— THE REQUEST —
Extract, in full, the lines below, beginning at the first and ending with the line that contains "</browser-window>". Pictures do not belong in the copy.

— SUPPLIED DATA —
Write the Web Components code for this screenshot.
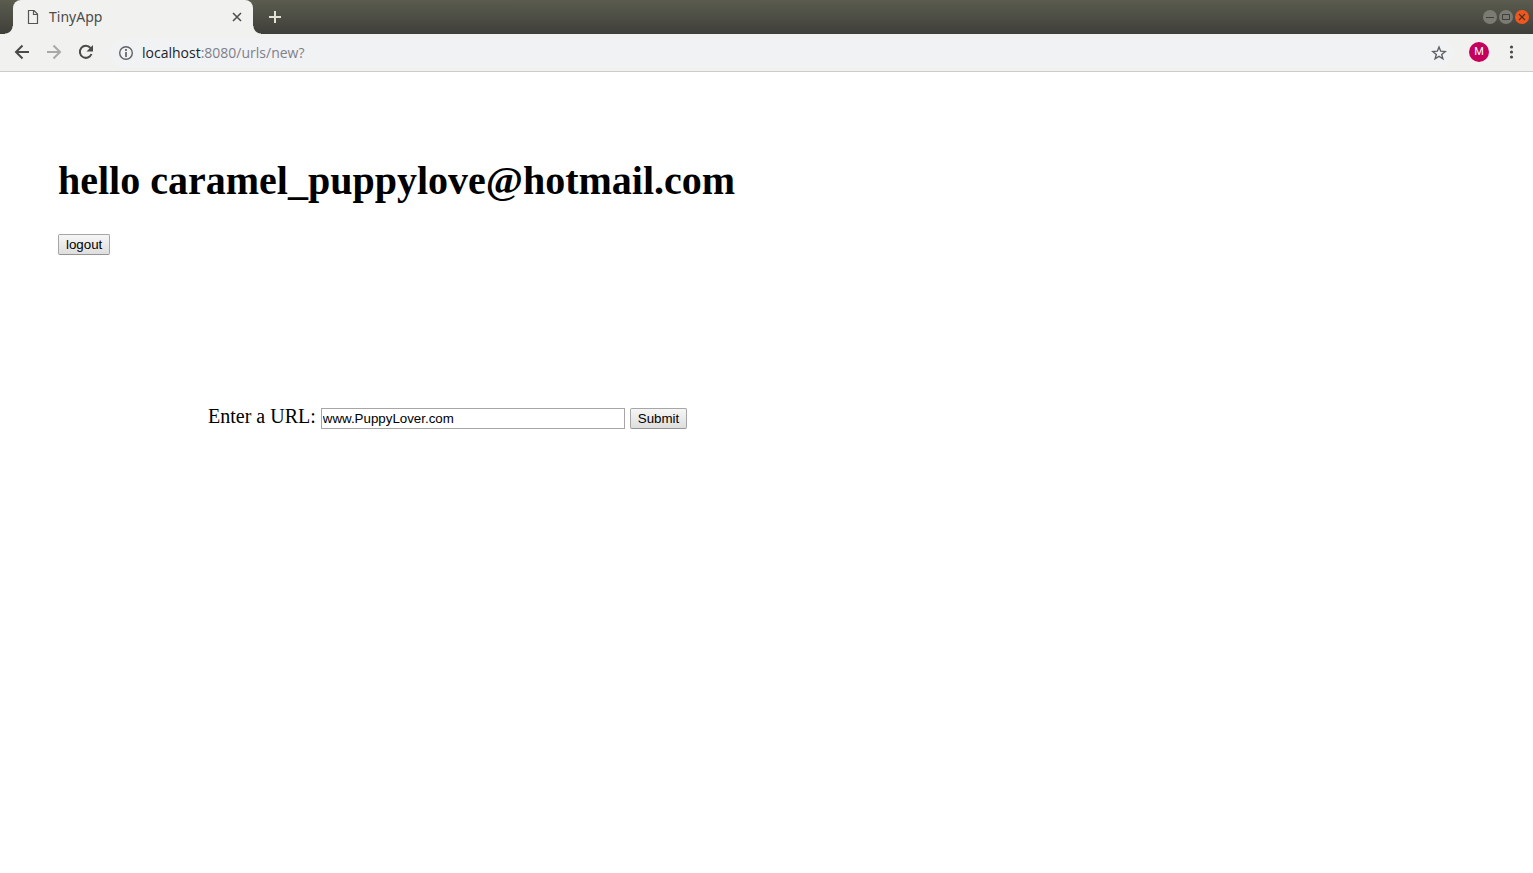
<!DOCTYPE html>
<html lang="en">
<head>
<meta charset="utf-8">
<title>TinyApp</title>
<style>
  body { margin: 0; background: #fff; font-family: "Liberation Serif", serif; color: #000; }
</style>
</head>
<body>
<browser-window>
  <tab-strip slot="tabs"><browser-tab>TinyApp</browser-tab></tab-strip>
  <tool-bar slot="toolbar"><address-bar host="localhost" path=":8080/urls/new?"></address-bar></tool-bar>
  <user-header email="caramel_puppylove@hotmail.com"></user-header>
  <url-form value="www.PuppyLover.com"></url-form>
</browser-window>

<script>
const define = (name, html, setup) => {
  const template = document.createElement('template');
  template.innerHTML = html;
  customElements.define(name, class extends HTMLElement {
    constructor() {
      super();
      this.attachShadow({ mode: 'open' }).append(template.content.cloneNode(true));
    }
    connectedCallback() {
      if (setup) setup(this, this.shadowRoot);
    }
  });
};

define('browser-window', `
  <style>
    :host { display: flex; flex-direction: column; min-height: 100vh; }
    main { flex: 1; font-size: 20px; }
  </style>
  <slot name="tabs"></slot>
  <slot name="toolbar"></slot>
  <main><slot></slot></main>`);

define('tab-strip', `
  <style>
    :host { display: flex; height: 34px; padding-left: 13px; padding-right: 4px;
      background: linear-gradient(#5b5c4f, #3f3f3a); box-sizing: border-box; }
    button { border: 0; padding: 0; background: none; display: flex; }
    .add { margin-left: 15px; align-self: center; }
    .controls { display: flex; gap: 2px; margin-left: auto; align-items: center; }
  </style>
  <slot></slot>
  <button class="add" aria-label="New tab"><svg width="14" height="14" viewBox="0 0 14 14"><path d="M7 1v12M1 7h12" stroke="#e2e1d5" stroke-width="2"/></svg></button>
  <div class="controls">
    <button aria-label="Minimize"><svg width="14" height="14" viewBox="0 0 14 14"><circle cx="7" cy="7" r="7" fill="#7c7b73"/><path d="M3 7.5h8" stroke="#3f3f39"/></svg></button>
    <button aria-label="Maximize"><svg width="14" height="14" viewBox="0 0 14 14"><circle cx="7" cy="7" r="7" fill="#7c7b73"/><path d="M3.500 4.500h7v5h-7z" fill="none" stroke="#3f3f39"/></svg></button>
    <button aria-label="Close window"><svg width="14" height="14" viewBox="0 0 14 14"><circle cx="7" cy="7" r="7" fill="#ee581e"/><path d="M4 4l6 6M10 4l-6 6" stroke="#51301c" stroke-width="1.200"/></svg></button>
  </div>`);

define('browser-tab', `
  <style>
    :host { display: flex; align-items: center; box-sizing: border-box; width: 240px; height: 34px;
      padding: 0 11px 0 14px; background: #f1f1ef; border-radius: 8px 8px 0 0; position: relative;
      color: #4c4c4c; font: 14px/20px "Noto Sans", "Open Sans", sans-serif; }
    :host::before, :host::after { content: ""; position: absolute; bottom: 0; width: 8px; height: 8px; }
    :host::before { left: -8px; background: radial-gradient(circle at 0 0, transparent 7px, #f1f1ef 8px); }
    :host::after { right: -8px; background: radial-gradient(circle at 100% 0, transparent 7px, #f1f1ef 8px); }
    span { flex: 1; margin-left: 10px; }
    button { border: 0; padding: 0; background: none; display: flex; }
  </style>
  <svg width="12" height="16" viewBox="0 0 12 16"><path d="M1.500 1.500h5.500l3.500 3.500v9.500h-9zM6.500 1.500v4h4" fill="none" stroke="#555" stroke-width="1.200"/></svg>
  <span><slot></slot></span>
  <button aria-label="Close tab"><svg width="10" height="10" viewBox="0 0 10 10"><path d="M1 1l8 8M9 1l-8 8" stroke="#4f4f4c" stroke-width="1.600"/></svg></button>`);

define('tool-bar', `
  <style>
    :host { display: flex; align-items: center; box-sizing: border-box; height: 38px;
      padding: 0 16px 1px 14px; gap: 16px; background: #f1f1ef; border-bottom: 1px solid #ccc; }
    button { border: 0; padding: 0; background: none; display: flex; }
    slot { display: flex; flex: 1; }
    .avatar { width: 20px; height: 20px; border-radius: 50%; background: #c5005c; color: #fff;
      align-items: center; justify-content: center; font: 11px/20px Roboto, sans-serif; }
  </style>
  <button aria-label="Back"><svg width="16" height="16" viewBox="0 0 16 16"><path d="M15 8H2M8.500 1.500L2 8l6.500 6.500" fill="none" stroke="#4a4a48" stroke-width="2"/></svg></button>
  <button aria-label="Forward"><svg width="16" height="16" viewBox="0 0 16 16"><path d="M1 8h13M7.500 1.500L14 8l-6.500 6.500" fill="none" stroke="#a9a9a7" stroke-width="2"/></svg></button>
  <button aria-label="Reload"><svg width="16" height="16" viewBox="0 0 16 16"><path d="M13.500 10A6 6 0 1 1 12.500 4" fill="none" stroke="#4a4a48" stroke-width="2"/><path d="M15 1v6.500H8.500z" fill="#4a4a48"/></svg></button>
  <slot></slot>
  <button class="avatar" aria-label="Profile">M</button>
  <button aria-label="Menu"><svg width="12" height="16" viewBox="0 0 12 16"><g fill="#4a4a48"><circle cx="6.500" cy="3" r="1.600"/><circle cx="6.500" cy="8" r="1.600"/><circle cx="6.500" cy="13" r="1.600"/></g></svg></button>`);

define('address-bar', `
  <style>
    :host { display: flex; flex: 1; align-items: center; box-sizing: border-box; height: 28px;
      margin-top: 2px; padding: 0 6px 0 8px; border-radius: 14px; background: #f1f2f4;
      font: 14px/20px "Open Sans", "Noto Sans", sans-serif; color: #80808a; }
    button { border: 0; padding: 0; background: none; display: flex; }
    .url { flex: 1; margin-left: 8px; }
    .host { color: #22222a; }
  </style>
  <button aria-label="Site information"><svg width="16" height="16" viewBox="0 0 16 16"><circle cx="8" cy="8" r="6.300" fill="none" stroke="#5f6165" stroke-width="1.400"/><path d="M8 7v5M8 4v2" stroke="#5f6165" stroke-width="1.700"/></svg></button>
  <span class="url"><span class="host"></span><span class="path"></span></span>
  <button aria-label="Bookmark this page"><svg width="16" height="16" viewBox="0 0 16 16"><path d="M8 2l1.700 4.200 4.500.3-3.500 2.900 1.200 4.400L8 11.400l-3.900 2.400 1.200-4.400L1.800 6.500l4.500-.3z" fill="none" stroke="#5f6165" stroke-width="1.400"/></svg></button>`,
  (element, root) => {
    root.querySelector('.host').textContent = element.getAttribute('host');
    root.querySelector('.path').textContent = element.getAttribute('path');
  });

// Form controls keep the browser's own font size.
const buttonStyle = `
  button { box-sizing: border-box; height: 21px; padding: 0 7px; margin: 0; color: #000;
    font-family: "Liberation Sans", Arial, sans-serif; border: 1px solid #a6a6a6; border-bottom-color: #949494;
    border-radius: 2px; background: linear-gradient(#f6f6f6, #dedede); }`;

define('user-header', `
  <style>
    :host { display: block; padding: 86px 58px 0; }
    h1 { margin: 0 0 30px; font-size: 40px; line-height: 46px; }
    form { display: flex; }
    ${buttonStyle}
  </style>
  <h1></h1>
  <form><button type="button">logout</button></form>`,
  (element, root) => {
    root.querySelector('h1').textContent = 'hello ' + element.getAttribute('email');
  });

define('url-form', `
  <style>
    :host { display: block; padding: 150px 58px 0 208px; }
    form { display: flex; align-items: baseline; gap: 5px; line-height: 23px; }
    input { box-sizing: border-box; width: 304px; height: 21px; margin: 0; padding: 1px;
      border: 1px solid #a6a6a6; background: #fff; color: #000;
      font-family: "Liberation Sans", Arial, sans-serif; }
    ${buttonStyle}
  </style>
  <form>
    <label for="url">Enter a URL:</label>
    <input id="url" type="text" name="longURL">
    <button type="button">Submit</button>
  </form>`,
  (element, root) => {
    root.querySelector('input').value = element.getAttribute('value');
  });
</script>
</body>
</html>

— TASK RESPONSE —
Write the Web Components code for this screenshot.
<!DOCTYPE html>
<html lang="en">
<head>
<meta charset="utf-8">
<title>TinyApp</title>
<style>
  body { margin: 0; background: #fff; font-family: "Liberation Serif", serif; color: #000; }
</style>
</head>
<body>
<browser-window>
  <tab-strip slot="tabs"><browser-tab>TinyApp</browser-tab></tab-strip>
  <tool-bar slot="toolbar"><address-bar host="localhost" path=":8080/urls/new?"></address-bar></tool-bar>
  <user-header email="caramel_puppylove@hotmail.com"></user-header>
  <url-form value="www.PuppyLover.com"></url-form>
</browser-window>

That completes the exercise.